# Problem statement
Give back the full listing, character for character, with no pictures.

________________________

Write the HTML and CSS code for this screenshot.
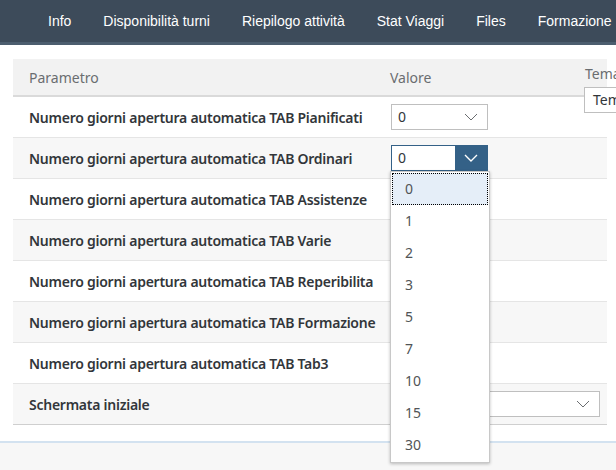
FILE: index.html
```html
<!DOCTYPE html>
<html lang="it">
<head>
  <meta charset="UTF-8">
  <title>Parametri</title>
  <link rel="stylesheet" href="styles.css">
</head>
<body>

  <!-- Shell navigation -->
  <header class="shell">
    <a class="nav-item">Info</a>
    <a class="nav-item">Disponibilità turni</a>
    <a class="nav-item">Riepilogo attività</a>
    <a class="nav-item">Stat Viaggi</a>
    <a class="nav-item">Files</a>
    <a class="nav-item">Formazione</a>
  </header>

  <main class="page">
    <table class="params">
      <colgroup>
        <col class="col-name">
        <col class="col-value">
        <col class="col-theme">
      </colgroup>
      <thead>
        <tr>
          <th>Parametro</th>
          <th class="value-head">Valore</th>
          <th class="theme-head">
            Tema
            <div class="theme-select">Tema standard</div>
          </th>
        </tr>
      </thead>
      <tbody>
        <tr>
          <td>Numero giorni apertura automatica TAB Pianificati</td>
          <td class="value-cell">
            <div class="select">
              <span class="select-value">0</span>
              <span class="select-arrow"><svg width="14" height="8" viewBox="0 0 14 8"><path d="M1 1 L7 7 L13 1" fill="none" stroke="currentColor" stroke-width="1"/></svg></span>
            </div>
          </td>
          <td></td>
        </tr>
        <tr>
          <td>Numero giorni apertura automatica TAB Ordinari</td>
          <td class="value-cell">
            <div class="select open">
              <span class="select-value">0</span>
              <span class="select-arrow"><svg width="14" height="8" viewBox="0 0 14 8"><path d="M1 1 L7 7 L13 1" fill="none" stroke="currentColor" stroke-width="1.4"/></svg></span>
            </div>
            <!-- Open list of the focused select -->
            <ul class="dropdown">
              <li class="active">0</li>
              <li>1</li>
              <li>2</li>
              <li>3</li>
              <li>5</li>
              <li>7</li>
              <li>10</li>
              <li>15</li>
              <li>30</li>
            </ul>
          </td>
          <td></td>
        </tr>
        <tr>
          <td>Numero giorni apertura automatica TAB Assistenze</td>
          <td></td>
          <td></td>
        </tr>
        <tr>
          <td>Numero giorni apertura automatica TAB Varie</td>
          <td></td>
          <td></td>
        </tr>
        <tr>
          <td>Numero giorni apertura automatica TAB Reperibilita</td>
          <td></td>
          <td></td>
        </tr>
        <tr>
          <td>Numero giorni apertura automatica TAB Formazione</td>
          <td></td>
          <td></td>
        </tr>
        <tr>
          <td>Numero giorni apertura automatica TAB Tab3</td>
          <td></td>
          <td></td>
        </tr>
        <tr>
          <td>Schermata iniziale</td>
          <td class="value-cell">
            <div class="select wide">
              <span class="select-value"></span>
              <span class="select-arrow"><svg width="14" height="8" viewBox="0 0 14 8"><path d="M1 1 L7 7 L13 1" fill="none" stroke="currentColor" stroke-width="1"/></svg></span>
            </div>
          </td>
          <td></td>
        </tr>
      </tbody>
    </table>
  </main>

  <footer class="footer"></footer>

</body>
</html>
```

FILE: styles.css
```css
body {
  margin: 0;
  font-family: 'Noto Sans', 'Liberation Sans', sans-serif;
  background-color: #f7f7f7;
  color: #32363a;
  height: 470px;
  overflow: hidden;
}

.shell {
  height: 42px;
  background-color: #3d4b5a;
  border-bottom: 3px solid #4c5d6e;
  display: flex;
  align-items: center;
  gap: 32px;
  padding-left: 48px;
  white-space: nowrap;
}

.nav-item {
  color: #fff;
  font-family: 'Liberation Sans', sans-serif;
  font-size: 14px;
}

.page {
  background-color: #fff;
  padding: 14px 0 16px 13px;
  border-bottom: 2px solid #d3e2f0;
}

.params {
  width: 594px;
  border-collapse: collapse;
  table-layout: fixed;
  font-size: 14px;
}

.col-name {
  width: 377px;
}

.col-value {
  width: 195px;
}

.params th {
  height: 36px;
  padding: 0 0 0 16px;
  text-align: left;
  font-weight: normal;
  color: #6a6d70;
  background-color: #f2f2f2;
  border-bottom: 2px solid #dadada;
  white-space: nowrap;
}

.params th.value-head {
  padding-left: 0;
}

.params th.theme-head {
  height: 31px;
  padding: 5px 0 0 0;
  position: relative;
  overflow: visible;
  vertical-align: top;
}

.theme-select {
  position: absolute;
  top: 28px;
  left: -1px;
  width: 80px;
  height: 24px;
  line-height: 24px;
  padding-left: 8px;
  background: #fff;
  border: 1px solid #bfbfbf;
  color: #32363a;
  z-index: 2;
}

.params td {
  height: 40px;
  padding: 0 0 0 16px;
  font-weight: 600;
  letter-spacing: -0.25px;
  border-bottom: 1px solid #e5e5e5;
  white-space: nowrap;
}

.params tbody tr:nth-child(even) td {
  background-color: #f7f7f7;
}

.params tbody tr:last-child td {
  border-bottom-color: #cfcfcf;
}

.params td.value-cell {
  padding-left: 1px;
  letter-spacing: normal;
  position: relative;
  overflow: visible;
}

.select {
  width: 95px;
  height: 24px;
  display: flex;
  align-items: stretch;
  background: #fff;
  border: 1px solid #bfbfbf;
  font-weight: normal;
}

.select-value {
  flex: 1;
  padding-left: 6px;
  line-height: 24px;
}

.select-arrow {
  width: 32px;
  display: flex;
  align-items: center;
  justify-content: center;
  color: #6a6d70;
}

.select.open {
  border-color: #346187;
}

.select.open .select-arrow {
  background-color: #346187;
  color: #fff;
}

.select.wide {
  width: 207px;
}

.dropdown {
  position: absolute;
  top: 33px;
  left: 0;
  width: 98px;
  margin: 0;
  padding: 1px 0;
  list-style: none;
  background: #fff;
  border: 1px solid #c8c8c8;
  box-shadow: 0 1px 3px rgba(0, 0, 0, 0.25);
  z-index: 5;
}

.dropdown li {
  height: 32px;
  line-height: 32px;
  padding-left: 13px;
  margin: 0 1px;
  font-weight: normal;
  color: #515456;
}

.dropdown li.active {
  background-color: #e5eef8;
  outline: 1px dotted #000;
  outline-offset: -1px;
}

.footer {
  height: 30px;
}
```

________________________

# Solution for this exercise
Write the HTML and CSS code for this screenshot.
FILE: index.html
```html
<!DOCTYPE html>
<html lang="it">
<head>
  <meta charset="UTF-8">
  <title>Parametri</title>
  <link rel="stylesheet" href="styles.css">
</head>
<body>

  <!-- Shell navigation -->
  <header class="shell">
    <a class="nav-item">Info</a>
    <a class="nav-item">Disponibilità turni</a>
    <a class="nav-item">Riepilogo attività</a>
    <a class="nav-item">Stat Viaggi</a>
    <a class="nav-item">Files</a>
    <a class="nav-item">Formazione</a>
  </header>

  <main class="page">
    <table class="params">
      <colgroup>
        <col class="col-name">
        <col class="col-value">
        <col class="col-theme">
      </colgroup>
      <thead>
        <tr>
          <th>Parametro</th>
          <th class="value-head">Valore</th>
          <th class="theme-head">
            Tema
            <div class="theme-select">Tema standard</div>
          </th>
        </tr>
      </thead>
      <tbody>
        <tr>
          <td>Numero giorni apertura automatica TAB Pianificati</td>
          <td class="value-cell">
            <div class="select">
              <span class="select-value">0</span>
              <span class="select-arrow"><svg width="14" height="8" viewBox="0 0 14 8"><path d="M1 1 L7 7 L13 1" fill="none" stroke="currentColor" stroke-width="1"/></svg></span>
            </div>
          </td>
          <td></td>
        </tr>
        <tr>
          <td>Numero giorni apertura automatica TAB Ordinari</td>
          <td class="value-cell">
            <div class="select open">
              <span class="select-value">0</span>
              <span class="select-arrow"><svg width="14" height="8" viewBox="0 0 14 8"><path d="M1 1 L7 7 L13 1" fill="none" stroke="currentColor" stroke-width="1.4"/></svg></span>
            </div>
            <!-- Open list of the focused select -->
            <ul class="dropdown">
              <li class="active">0</li>
              <li>1</li>
              <li>2</li>
              <li>3</li>
              <li>5</li>
              <li>7</li>
              <li>10</li>
              <li>15</li>
              <li>30</li>
            </ul>
          </td>
          <td></td>
        </tr>
        <tr>
          <td>Numero giorni apertura automatica TAB Assistenze</td>
          <td></td>
          <td></td>
        </tr>
        <tr>
          <td>Numero giorni apertura automatica TAB Varie</td>
          <td></td>
          <td></td>
        </tr>
        <tr>
          <td>Numero giorni apertura automatica TAB Reperibilita</td>
          <td></td>
          <td></td>
        </tr>
        <tr>
          <td>Numero giorni apertura automatica TAB Formazione</td>
          <td></td>
          <td></td>
        </tr>
        <tr>
          <td>Numero giorni apertura automatica TAB Tab3</td>
          <td></td>
          <td></td>
        </tr>
        <tr>
          <td>Schermata iniziale</td>
          <td class="value-cell">
            <div class="select wide">
              <span class="select-value"></span>
              <span class="select-arrow"><svg width="14" height="8" viewBox="0 0 14 8"><path d="M1 1 L7 7 L13 1" fill="none" stroke="currentColor" stroke-width="1"/></svg></span>
            </div>
          </td>
          <td></td>
        </tr>
      </tbody>
    </table>
  </main>

  <footer class="footer"></footer>

</body>
</html>
```

FILE: styles.css
```css
body {
  margin: 0;
  font-family: 'Noto Sans', 'Liberation Sans', sans-serif;
  background-color: #f7f7f7;
  color: #32363a;
  height: 470px;
  overflow: hidden;
}

.shell {
  height: 42px;
  background-color: #3d4b5a;
  border-bottom: 3px solid #4c5d6e;
  display: flex;
  align-items: center;
  gap: 32px;
  padding-left: 48px;
  white-space: nowrap;
}

.nav-item {
  color: #fff;
  font-family: 'Liberation Sans', sans-serif;
  font-size: 14px;
}

.page {
  background-color: #fff;
  padding: 14px 0 16px 13px;
  border-bottom: 2px solid #d3e2f0;
}

.params {
  width: 594px;
  border-collapse: collapse;
  table-layout: fixed;
  font-size: 14px;
}

.col-name {
  width: 377px;
}

.col-value {
  width: 195px;
}

.params th {
  height: 36px;
  padding: 0 0 0 16px;
  text-align: left;
  font-weight: normal;
  color: #6a6d70;
  background-color: #f2f2f2;
  border-bottom: 2px solid #dadada;
  white-space: nowrap;
}

.params th.value-head {
  padding-left: 0;
}

.params th.theme-head {
  height: 31px;
  padding: 5px 0 0 0;
  position: relative;
  overflow: visible;
  vertical-align: top;
}

.theme-select {
  position: absolute;
  top: 28px;
  left: -1px;
  width: 80px;
  height: 24px;
  line-height: 24px;
  padding-left: 8px;
  background: #fff;
  border: 1px solid #bfbfbf;
  color: #32363a;
  z-index: 2;
}

.params td {
  height: 40px;
  padding: 0 0 0 16px;
  font-weight: 600;
  letter-spacing: -0.25px;
  border-bottom: 1px solid #e5e5e5;
  white-space: nowrap;
}

.params tbody tr:nth-child(even) td {
  background-color: #f7f7f7;
}

.params tbody tr:last-child td {
  border-bottom-color: #cfcfcf;
}

.params td.value-cell {
  padding-left: 1px;
  letter-spacing: normal;
  position: relative;
  overflow: visible;
}

.select {
  width: 95px;
  height: 24px;
  display: flex;
  align-items: stretch;
  background: #fff;
  border: 1px solid #bfbfbf;
  font-weight: normal;
}

.select-value {
  flex: 1;
  padding-left: 6px;
  line-height: 24px;
}

.select-arrow {
  width: 32px;
  display: flex;
  align-items: center;
  justify-content: center;
  color: #6a6d70;
}

.select.open {
  border-color: #346187;
}

.select.open .select-arrow {
  background-color: #346187;
  color: #fff;
}

.select.wide {
  width: 207px;
}

.dropdown {
  position: absolute;
  top: 33px;
  left: 0;
  width: 98px;
  margin: 0;
  padding: 1px 0;
  list-style: none;
  background: #fff;
  border: 1px solid #c8c8c8;
  box-shadow: 0 1px 3px rgba(0, 0, 0, 0.25);
  z-index: 5;
}

.dropdown li {
  height: 32px;
  line-height: 32px;
  padding-left: 13px;
  margin: 0 1px;
  font-weight: normal;
  color: #515456;
}

.dropdown li.active {
  background-color: #e5eef8;
  outline: 1px dotted #000;
  outline-offset: -1px;
}

.footer {
  height: 30px;
}
```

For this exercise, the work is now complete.